Titanomachy, the great battle of the Greek gods in which the Olympians displaced the Titans, is one of the most defining moments in Greek mythology. Great stories such as this teach us an important lesson. Here, the lesson is never underestimate how dramatically the playing field can shift, even in the most unlikely of circumstances.
Against all odds, even the most powerful can fail. Like the Titans, the rulers of the equity market — the largest market-cap stocks — can be displaced, and on a regular basis. Thus, investors in these titan stocks, particularly via a highly concentrated market-cap index, often face underperformance.
By selecting a more diversified strategy, such as a smart beta multi-factor index, investors can improve portfolio diversification, across companies and investment styles.
The titan top-dog stocks
Research led by my colleagues Rob Arnott, Vitali Kalesnik, and Lillian Wu shows that the top-dog stocks, the top 10 stocks in the world by market-cap, exhibit significant turnover from decade to decade.
Today’s titans are primarily tech and communications stocks. Given that today’s titans are heavily skewed toward growth companies (Apple, Microsoft, Amazon, Alphabet, Facebook, Tencent, Tesla, Alibaba, TSMC, and Berkshire Hathaway), coupled with the concentration risk of their dominating a large part of a market-cap-weighted portfolio, the argument for long-term underperformance of these (likely overvalued) stocks and the portfolios that hold them has merit.
The titans’ market-caps skyrocketed over 2020 as the global pandemic pushed us all into a more-digital world. The 2020 pandemic-related lockdowns also contributed to a tremendous rise in retail participation in the stock market, leading to some very curious asset-price anomalies over the last year. Greater retail participation introduced a new twist on the potential for a popular stock’s market price to deviate from its intrinsic value.
One example is the growing cohort of ‘Robinhooders’ (named after the commission-free trading platform Robinhood) who have the ability to trade fractions of these shares at extremely low —if any — cost. As of December 2020, the top-dog stocks had a weighted-average valuation multiple of 51.4, five times higher than the remaining global equity universe.
This huge valuation multiple represents a substantial premium for investors in global market-cap-weighted indices. We are not saying these dominating titans are not good companies, but are they worth their current prices?

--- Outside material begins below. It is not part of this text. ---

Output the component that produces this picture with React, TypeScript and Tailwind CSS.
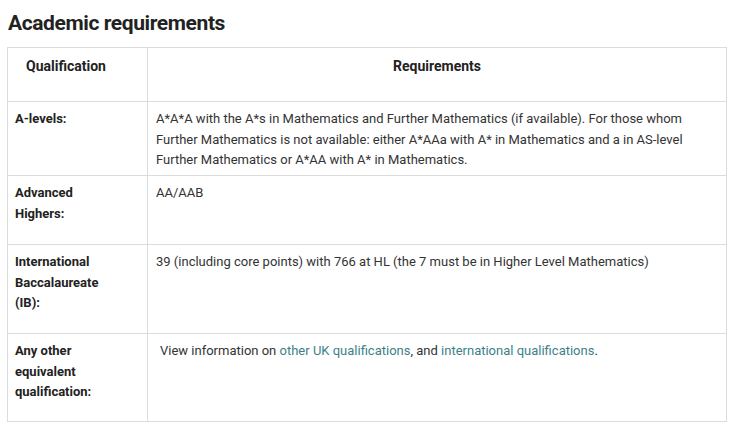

A strategy to lower concentration risk
In the 25 years from April 1996 to December 2020, the concentration level of a global market-cap-weighted index peaked in September 2020 at 16.6% versus the top 10 concentration of a fundamentally weighted index at 6.9%. For investors concerned about concentration risk, a smart beta multi-factor strategy can be an effective way to lower such risk.

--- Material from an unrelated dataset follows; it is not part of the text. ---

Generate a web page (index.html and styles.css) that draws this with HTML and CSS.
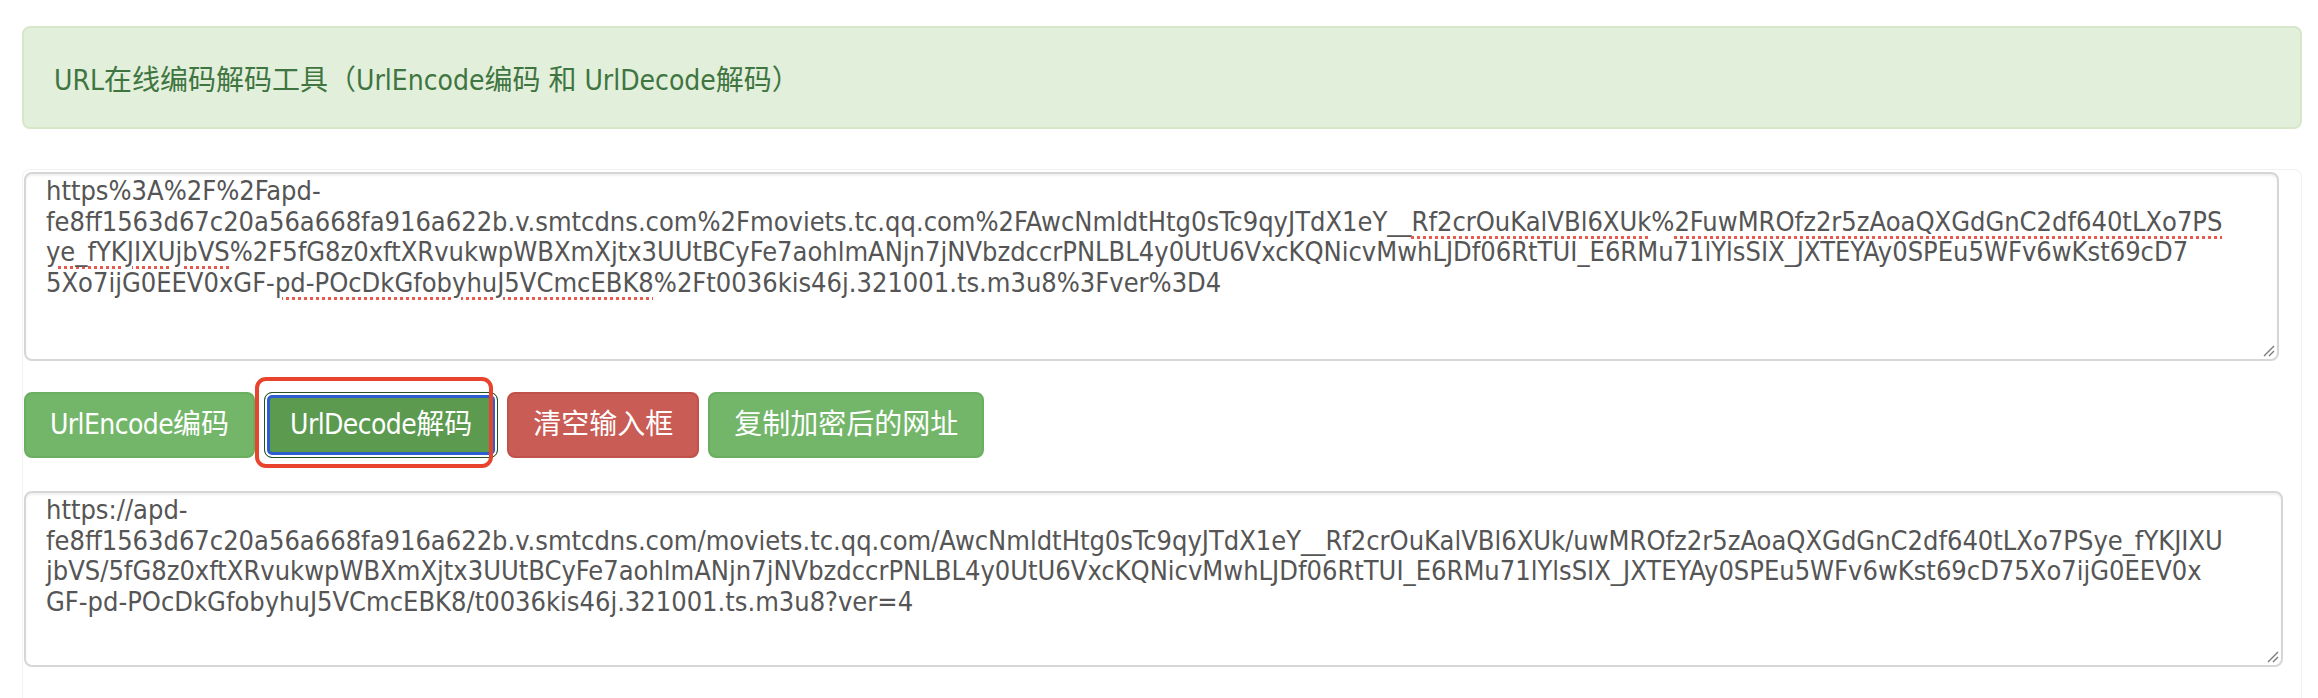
FILE: index.html
```html
<!DOCTYPE html>
<html lang="zh-CN">
<head>
<meta charset="utf-8">
<title>URL在线编码解码工具</title>
<link rel="stylesheet" href="styles.css">
</head>
<body>
<div class="page">
  <div class="alert">URL在线编码解码工具（UrlEncode编码 和 UrlDecode解码）</div>
  <div class="panel">
    <div class="textbox tb1" role="textbox" aria-multiline="true">
      <span class="ln">https%3A%2F%2Fapd-</span>
      <span class="ln">fe8ff1563d67c20a56a668fa916a622b.v.smtcdns.com%2Fmoviets.tc.qq.com%2FAwcNmldtHtg0sTc9qyJTdX1eY__<span class="sp">Rf2crOuKalVBl6XUk</span>%<span class="sp">2FuwMROfz2r5zAoaQXGdGnC2df640tLXo7PS</span></span>
      <span class="ln"><span class="sp">ye_fYKJIXUjbVS</span>%2F5fG8z0xftXRvukwpWBXmXjtx3UUtBCyFe7aohlmANjn7jNVbzdccrPNLBL4y0UtU6VxcKQNicvMwhLJDf06RtTUI_E6RMu71lYlsSIX_JXTEYAy0SPEu5WFv6wKst69cD7</span>
      <span class="ln">5Xo7ijG0EEV0xGF-<span class="sp">pd-POcDkGfobyhuJ5VCmcEBK8</span>%2Ft0036kis46j.321001.ts.m3u8%3Fver%3D4</span>
      <svg class="grip" width="14" height="14" viewBox="0 0 14 14"><path d="M13 3 L3 13 M13 8 L8 13" stroke="#7a7a7a" stroke-width="1.4" fill="none"/></svg>
    </div>
    <div class="actions">
      <button class="btn btn-success"><span class="lat">UrlEncode</span>编码</button>
      <button class="btn btn-success is-focus"><span class="lat">UrlDecode</span>解码</button>
      <button class="btn btn-danger">清空输入框</button>
      <button class="btn btn-success">复制加密后的网址</button>
      <span class="annot"></span>
    </div>
    <div class="textbox tb2" role="textbox" aria-multiline="true">
      <span class="ln">https://apd-</span>
      <span class="ln">fe8ff1563d67c20a56a668fa916a622b.v.smtcdns.com/moviets.tc.qq.com/AwcNmldtHtg0sTc9qyJTdX1eY__Rf2crOuKalVBl6XUk/uwMROfz2r5zAoaQXGdGnC2df640tLXo7PSye_fYKJIXU</span>
      <span class="ln">jbVS/5fG8z0xftXRvukwpWBXmXjtx3UUtBCyFe7aohlmANjn7jNVbzdccrPNLBL4y0UtU6VxcKQNicvMwhLJDf06RtTUI_E6RMu71lYlsSIX_JXTEYAy0SPEu5WFv6wKst69cD75Xo7ijG0EEV0x</span>
      <span class="ln">GF-pd-POcDkGfobyhuJ5VCmcEBK8/t0036kis46j.321001.ts.m3u8?ver=4</span>
      <svg class="grip" width="14" height="14" viewBox="0 0 14 14"><path d="M13 3 L3 13 M13 8 L8 13" stroke="#7a7a7a" stroke-width="1.4" fill="none"/></svg>
    </div>
  </div>
</div>
</body>
</html>
```

FILE: styles.css
```css
html, body {
  margin: 0;
  background: #ffffff;
}
body {
  font-family: "DejaVu Sans Condensed", "DejaVu Sans", "Noto Sans CJK SC", sans-serif;
  font-stretch: condensed;
}
.page {
  padding: 26px 0 0 22px;
}
.alert {
  box-sizing: border-box;
  width: 2280px;
  height: 103px;
  display: flex;
  align-items: center;
  padding: 0 30px;
  border: 2px solid #d7e7ca;
  border-radius: 8px;
  background: #e2efdb;
  color: #3f7540;
  font-size: 28px;
}
.panel {
  box-sizing: border-box;
  width: 2280px;
  height: 540px;
  margin-top: 40px;
  padding: 2px 0 0 1px;
  border: 1px solid #f1f1f1;
  border-radius: 8px;
}
.textbox {
  position: relative;
  box-sizing: border-box;
  padding: 2px 20px 0 20px;
  border: 2px solid #d6d6d6;
  border-radius: 8px;
  box-shadow: inset 0 2px 2px rgba(0, 0, 0, 0.06);
  color: #555555;
  font-size: 27px;
  line-height: 30.5px;
  white-space: nowrap;
  overflow: hidden;
}
.tb1 {
  width: 2255px;
  height: 189px;
}
.tb2 {
  width: 2259px;
  height: 176px;
  margin-top: 33px;
}
.ln {
  display: block;
}
.sp {
  text-decoration: underline dotted #ea5a4c;
  text-decoration-thickness: 3px;
  text-underline-offset: 5px;
}
.grip {
  position: absolute;
  right: 2px;
  bottom: 2px;
}
.actions {
  position: relative;
  display: flex;
  gap: 9px;
  margin-top: 31px;
}
.btn {
  box-sizing: border-box;
  height: 66px;
  padding: 0 24px;
  border: 2px solid transparent;
  border-radius: 8px;
  font-family: inherit;
  font-size: 28px;
  line-height: 40px;
  color: #ffffff;
  cursor: pointer;
}
.lat {
  letter-spacing: -0.6px;
}
.btn-success {
  background: #73b66a;
  border-color: #6aae60;
}
.btn-danger {
  background: #c95c55;
  border-color: #c1524b;
}
.btn.is-focus {
  padding: 0 25px;
  background: #5b9a4f;
  border: 1px solid #24511f;
  box-shadow: inset 0 0 0 2px #ffffff, inset 0 0 0 5px #2d5ed0;
}
.annot {
  position: absolute;
  left: 231px;
  top: -15px;
  width: 238px;
  height: 91px;
  box-sizing: border-box;
  border: 4.5px solid #e8432c;
  border-radius: 11px;
  pointer-events: none;
}
```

A multi-factor strategy aims to capture the return premiums from each of the factors included the strategy, while smoothing out their respective performance ups and downs through diversification. A multi-factor strategy is less prone to severe crashes when compared to a factor in isolation, and combining the factors into a multi-factor portfolio provides a smoother excess return profile over time.
In a recent study, we illustrated the benefits of blending a multi-factor strategy with a developed market benchmark, a proxy for a traditional passive global allocation. Using the period June 1992–December 2020, a 25% allocation of a multi-factor strategy to the developed market benchmark reduced concentration to 14.4% and increased expected long-term excess return by 0.5%.
Raising the allocation to 50% reduced concentration to 11.9% and improved the expected-return profile by 1.0%. In both blended portfolios, tracking error was below 2.0%. A more-aggressive allocation of 75% decreased concentration to 9.6%, kept tracking error under 3.0%, and raised the historic excess return by 1.5%.
Incorporating a multi-factor strategy in a passive allocation can reduce dependency on large titan stocks and harness the return premiums from well-researched investment factors. The result is a better-diversified passive core allocation with the potential for generating return in excess of the market over the long term.